Real GDP growth contracted more than expected (-2.2%) during the first quarter of 2018, following three successive quarters of above 2% quarter-on-quarter growth. This slowdown relative to last quarter’s 3.1% expansion is in contrast with constructive leading economic indicator readings during the first three months, the most notable of which was a sharp rebound in consumer confidence to a record high level.
Household consumption, which tends to be a stable and meaningful contributor to GDP growth, reflected the uplift in sentiment, with this component of GDP remaining robust for the quarter (contributing +0.9% to growth). In addition to improved sentiment, rand strength as well as lower inflation were helpful in boosting disposal incomes and encouraging consumer spending. Government spending, investment and the change in inventories on the other hand had a muted effect on growth, while a sharp drop in net exports for the quarter was a material detractor (-3.1%).
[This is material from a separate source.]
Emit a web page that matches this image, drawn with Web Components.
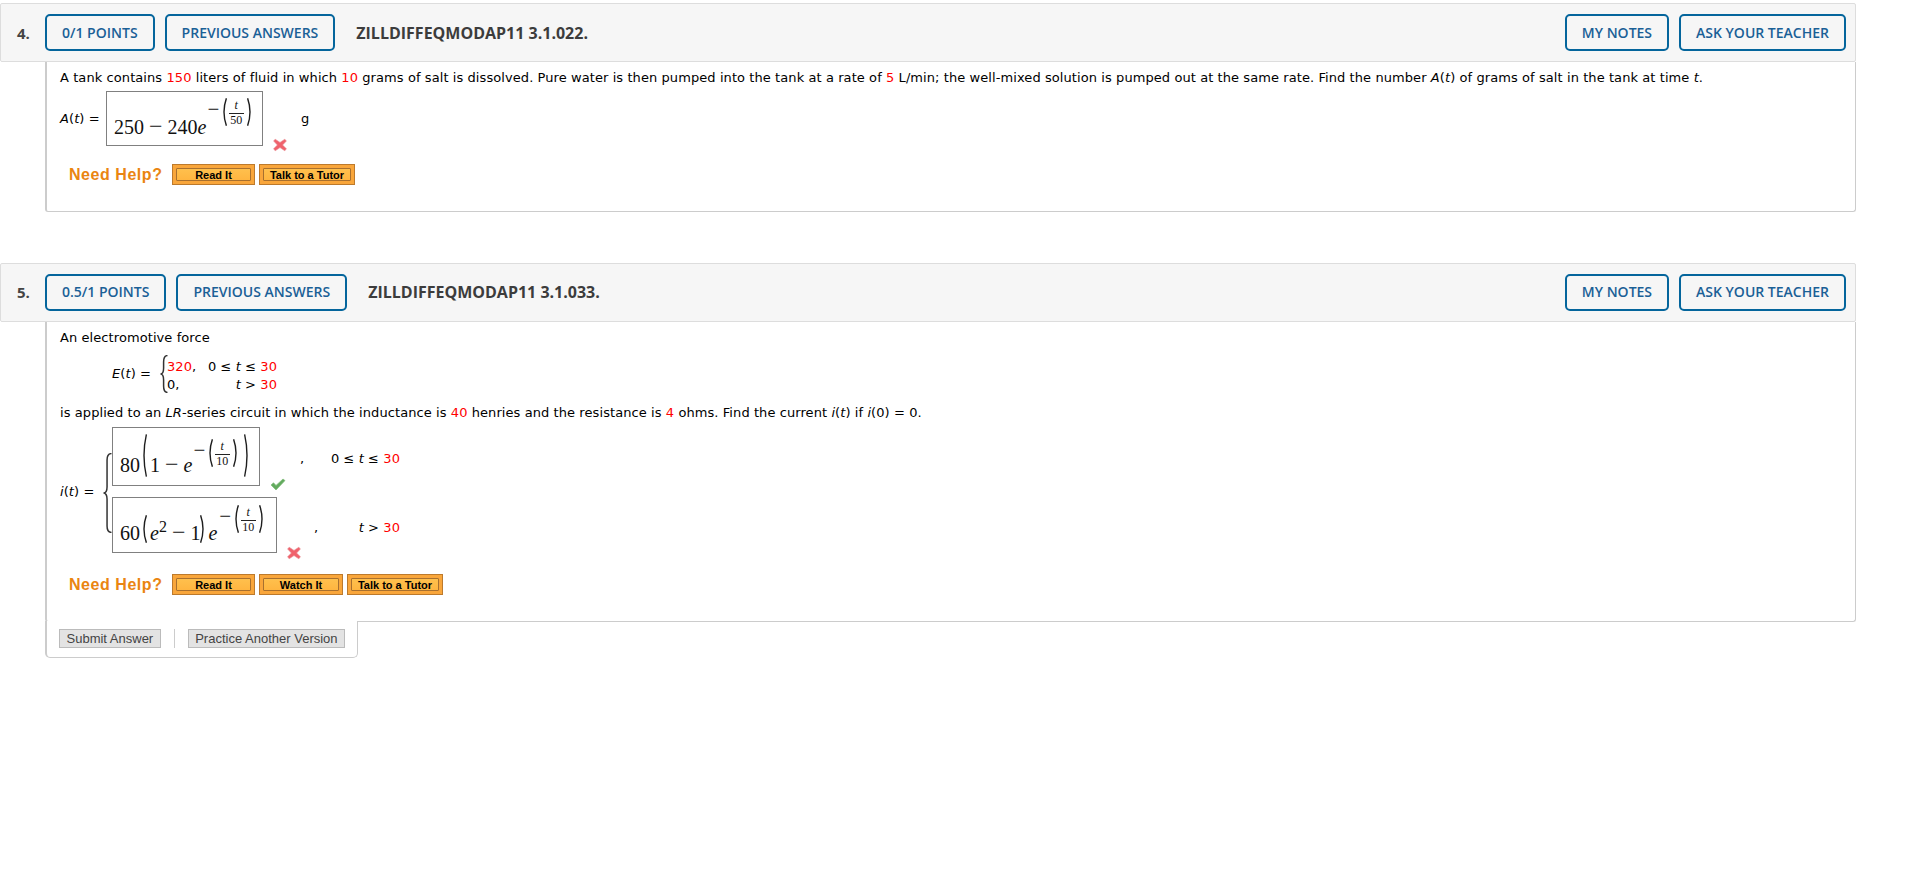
<!DOCTYPE html>
<html lang="en"><head><meta charset="utf-8"><title>Questions</title>
<style>
html,body{margin:0;padding:0;background:#fff}
body{font:13px/18px "DejaVu Sans",Verdana,sans-serif;color:#000;padding-top:3px;height:869px;overflow:hidden;letter-spacing:.08px}
b.r{color:#f00;font-weight:normal}
p{margin:0}
i{font-style:italic}
.mm{font-size:24px;line-height:0}
</style></head><body>
<script>
function def(name,css,html){
  customElements.define(name,class extends HTMLElement{
    constructor(){super();this.attachShadow({mode:'open'});}
    connectedCallback(){if(this.shadowRoot.firstChild)return;this.shadowRoot.innerHTML='<style>'+css+'</style>'+(typeof html==='function'?html(this):html);}
  });
}
def('wv-btn',`:host{display:inline-flex;align-items:center;box-sizing:border-box;height:37px;padding:0 15px var(--up,0);border:2.4px solid #04659c;border-radius:5px;font:600 14px "Open Sans",sans-serif;color:#1a6096;white-space:nowrap}`,'<slot></slot>');
def('wv-question',`:host{display:block;width:1856px;margin-bottom:51px}
header{display:flex;align-items:center;box-sizing:border-box;height:59px;background:#f6f6f6;border:1px solid #ddd;border-radius:2px;padding:0 9px 0 16px;letter-spacing:0}
.n{width:28px;font:700 15px "Open Sans",sans-serif;color:#444;padding-bottom:var(--up,0)}
.pts{display:flex;gap:10px}
.code{margin-left:21px;font:700 16px "Open Sans",sans-serif;color:#3c3c3c;padding-bottom:var(--up,0)}
.side{margin-left:auto;display:flex;gap:10px}
.b{margin-left:45px;box-sizing:border-box;border:solid #ccc;border-width:0 1px 1px 2px;border-radius:0 0 3px 3px;padding:7px 0 26px 13px}`,
h=>`<header><span class="n">${h.getAttribute('num')}</span><span class="pts"><wv-btn>${h.getAttribute('pts')}</wv-btn><wv-btn>PREVIOUS ANSWERS</wv-btn></span><span class="code">${h.getAttribute('code')}</span><span class="side"><wv-btn>MY NOTES</wv-btn><wv-btn>ASK YOUR TEACHER</wv-btn></span></header><div class="b"><slot></slot></div>`);
def('wv-help',`:host{display:flex;align-items:center;padding-left:9px;gap:4px;letter-spacing:0}
.t{font:700 16px/21px "Liberation Sans",Arial,sans-serif;color:#ea8511;margin-right:6px;width:93px;white-space:nowrap;letter-spacing:.55px}`,'<span class="t">Need Help?</span><slot></slot>');
def('wv-help-btn',`:host{display:inline-flex;box-sizing:border-box;height:21px;border:1px solid #bd7a2c;background:#f9a63b;padding:3px}
span{flex:1;display:flex;align-items:center;justify-content:center;border:1px solid #a8702f;background:linear-gradient(#ffc04d,#ffb540);border-radius:1px;font:700 11px "Liberation Sans",Arial,sans-serif;color:#000;white-space:nowrap}`,'<span><slot></slot></span>');
def('wv-box',`:host{display:flex;align-items:flex-end;box-sizing:border-box;border:1px solid #808080;padding-left:7px;background:#fff;font:20px/20px "Liberation Serif","Times New Roman",serif;color:#111;flex:none;letter-spacing:0}`,'<slot></slot>');
def('m-paren',`:host{display:block;flex:none;line-height:0}svg{display:block}`,
h=>{const H=+h.getAttribute('h'),r=h.hasAttribute('r'),w=+(h.getAttribute('w')||6);const d=r?`M0.6 0.3Q${w-0.6} ${H/2} 0.6 ${H-0.3}`:`M${w-0.6} 0.3Q0.6 ${H/2} ${w-0.6} ${H-0.3}`;return `<svg width="${w}" height="${H}" viewBox="0 0 ${w} ${H}"><path d="${d}" fill="none" stroke="#1d1d1d" stroke-width="1.4"/></svg>`;});
def('m-exp',`:host{display:flex;align-items:center;align-self:flex-start;flex:none;font:15px/28px "Liberation Serif",serif;height:28px;color:#111}
.mn{margin:-7px 2px 0 1px;font-size:21px}
.f{display:flex;flex-direction:column;align-items:center;margin:0 3.5px 0 1.5px;font-size:12px;line-height:13px}
.f i{display:block;border-bottom:1px solid #222;width:15px;text-align:center;font-size:12px;height:15px;line-height:14px}
.f span{display:block}`,
h=>`<span class="mn">−</span><m-paren h="28"></m-paren><span class="f"><i>t</i><span>${h.getAttribute('den')}</span></span><m-paren h="28" r></m-paren>`);
def('m-brace',`:host{display:block;flex:none;line-height:0}svg{display:block}`,
h=>{const H=+h.getAttribute('h'),W=+h.getAttribute('w'),m=W*0.45,c=H/2;return `<svg width="${W}" height="${H}" viewBox="0 0 ${W} ${H}"><path d="M${W-.5} .6C${m+1} .6 ${m} 3 ${m} 7V${c-6}C${m} ${c-2} ${m-1.5} ${c} .5 ${c}C${m-1.5} ${c} ${m} ${c+2} ${m} ${c+6}V${H-7}C${m} ${H-3} ${m+1} ${H-.6} ${W-.5} ${H-.6}" fill="none" stroke="#333" stroke-width="1.5"/></svg>`;});
def('m-x',`:host{display:block;flex:none;line-height:0}`,'<svg width="14" height="14" viewBox="0 0 14 14"><path d="M2.2 1.2 7 4.4l4.8-3.2 1.6 1.8L9.6 7l3.8 3.8-1.6 2L7 9.6l-4.8 3.2-1.6-2L4.4 7 .6 3z" fill="#f0626c" stroke="#e88a90" stroke-width=".6" stroke-linejoin="round"/></svg>');
def('m-check',`:host{display:block;flex:none;line-height:0}`,'<svg width="16" height="13" viewBox="0 0 16 13"><path d="M1 7 3.5 4.8 6 7.4 13 1l2 1.6L6 12z" fill="#62aa5e" stroke="#7fbb78" stroke-width=".7" stroke-linejoin="round"/></svg>');
def('wv-row',`:host{display:flex;flex:none}`,'<slot></slot>');
def('wv-actions',`:host{display:flex;align-items:center;box-sizing:border-box;width:313px;height:37px;margin:-1px 0 0 45px;background:#fff;position:relative;border:solid #ccc;border-width:0 1px 1px 2px;border-radius:0 0 5px 5px;padding:0 0 2px 12px;font:13px "Liberation Sans",Arial,sans-serif;color:#444;letter-spacing:0}
.s{width:1px;height:19px;background:#ccc;margin:0 13px 0 13px}`,'<slot name="a"></slot><span class="s"></span><slot name="b"></slot>');
def('wv-grey-btn',`:host{display:inline-flex;align-items:center;box-sizing:border-box;height:19px;padding:0 6.5px;background:#e3e3e3;border:1px solid #bbb;white-space:nowrap}`,'<slot></slot>');
</script>

<wv-question num="4." pts="0/1 POINTS" code="ZILLDIFFEQMODAP11 3.1.022.">
  <p>A tank contains <b class="r">150</b> liters of fluid in which <b class="r">10</b> grams of salt is dissolved. Pure water is then pumped into the tank at a rate of <b class="r">5</b> L/min; the well-mixed solution is pumped out at the same rate. Find the number <i>A</i>(<i>t</i>) of grams of salt in the tank at time <i>t</i>.</p>
  <wv-row style="margin-top:4px;align-items:flex-start">
    <span style="width:46px;line-height:18px;margin-top:19px;white-space:nowrap"><i>A</i>(<i>t</i>) =</span>
    <wv-box style="width:157px;height:55px">
      <span style="margin-bottom:8px;white-space:pre">250 <span class="mm">−</span> 240<i>e</i></span>
      <m-exp den="50" style="margin-top:6px"></m-exp>
    </wv-box>
    <m-x style="margin:47px -7px -6px 10px"></m-x>
    <span style="margin:19px 0 0 21px">g</span>
  </wv-row>
  <wv-help style="margin-top:18px">
    <wv-help-btn style="width:83px">Read It</wv-help-btn>
    <wv-help-btn style="width:96px">Talk to a Tutor</wv-help-btn>
  </wv-help>
</wv-question>

<wv-question num="5." pts="0.5/1 POINTS" code="ZILLDIFFEQMODAP11 3.1.033." style="margin-bottom:0;--up:2px">
  <p>An electromotive force</p>
  <wv-row style="margin:8px 0 0 52px;align-items:center;height:38px">
    <span style="width:48px;white-space:nowrap"><i>E</i>(<i>t</i>) =</span>
    <m-brace w="8" h="38"></m-brace>
    <span style="display:grid;grid-template-columns:41px 69px;line-height:18px;margin:3px 0 0 -1px">
      <span><b class="r">320</b>,</span><span style="white-space:nowrap">0 ≤ <i>t</i> ≤ <b class="r">30</b></span>
      <span>0,</span><span style="text-align:right;white-space:nowrap"><i>t</i> &gt; <b class="r">30</b></span>
    </span>
  </wv-row>
  <p style="margin-top:11px">is applied to an <i>LR</i>-series circuit in which the inductance is <b class="r">40</b> henries and the resistance is <b class="r">4</b> ohms. Find the current <i>i</i>(<i>t</i>) if <i>i</i>(0) = 0.</p>
  <wv-row style="margin-top:5px;align-items:flex-start">
    <span style="width:43px;margin-top:56px;white-space:nowrap"><i>i</i>(<i>t</i>) =</span>
    <m-brace w="9" h="80" style="margin-top:26px"></m-brace>
    <span style="display:flex;flex-direction:column;gap:11px;width:288px">
      <wv-row style="align-items:flex-start">
        <wv-box style="width:148px;height:59px">
          <span style="margin-bottom:10px;white-space:pre;margin-right:1px">80</span>
          <m-paren h="43" style="align-self:flex-start;margin-top:6px"></m-paren>
          <span style="margin:0 0 10px 3px;white-space:pre">1 <span class="mm">−</span> <i>e</i></span>
          <m-exp den="10" style="margin-top:11px"></m-exp>
          <m-paren h="43" r style="align-self:flex-start;margin:6px 0 0 5px"></m-paren>
        </wv-box>
        <m-check style="margin:51px 0 -5px 10px"></m-check>
        <span style="margin:23px 0 0 14px">,</span>
        <span style="margin:23px 0 0 auto;white-space:nowrap">0 ≤ <i>t</i> ≤ <b class="r">30</b></span>
      </wv-row>
      <wv-row style="align-items:flex-start">
        <wv-box style="width:165px;height:56px">
          <span style="margin-bottom:9px;margin-right:1px">60</span>
          <m-paren h="28" style="align-self:flex-start;margin-top:17px"></m-paren>
          <span style="margin:0 0 9px 3px;white-space:pre"><i>e</i><sup style="font-size:16px;line-height:0">2</sup> <span class="mm">−</span> 1</span>
          <m-paren h="28" r style="align-self:flex-start;margin-top:17px"></m-paren>
          <span style="margin:0 0 9px 2px"><i>e</i></span>
          <m-exp den="10" style="margin:7px 0 0 1px"></m-exp>
        </wv-box>
        <m-x style="margin:49px 0 -7px 10px"></m-x>
        <span style="margin:22px 0 0 13px">,</span>
        <span style="margin:22px 0 0 auto;white-space:nowrap"><i>t</i> &gt; <b class="r">30</b></span>
      </wv-row>
    </span>
  </wv-row>
  <wv-help style="margin-top:21px">
    <wv-help-btn style="width:83px">Read It</wv-help-btn>
    <wv-help-btn style="width:84px">Watch It</wv-help-btn>
    <wv-help-btn style="width:96px">Talk to a Tutor</wv-help-btn>
  </wv-help>
</wv-question>
<wv-actions>
  <wv-grey-btn slot="a">Submit Answer</wv-grey-btn>
  <wv-grey-btn slot="b">Practice Another Version</wv-grey-btn>
</wv-actions>
</body></html>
On a sector level, the primary sector contracted in Q1, following a strong rebound in previous quarters. Manufacturing was also weak, further weighing on growth. Declines in agricultural and mining production, as well as a drop in basic materials-related manufacturing contributed -2.3% to GDP growth for the quarter, with the other sectors adding a combined +0.1%.
Though economic growth fell short of consensus expectations, we expect the first quarter setback to reverse later this year, and are encouraged by the rise in consumer and business confidence, as well as improved consumer spending. These bode well for growth over the remainder of 2018, which could surprise positively if coupled with a revival in investment and business activity.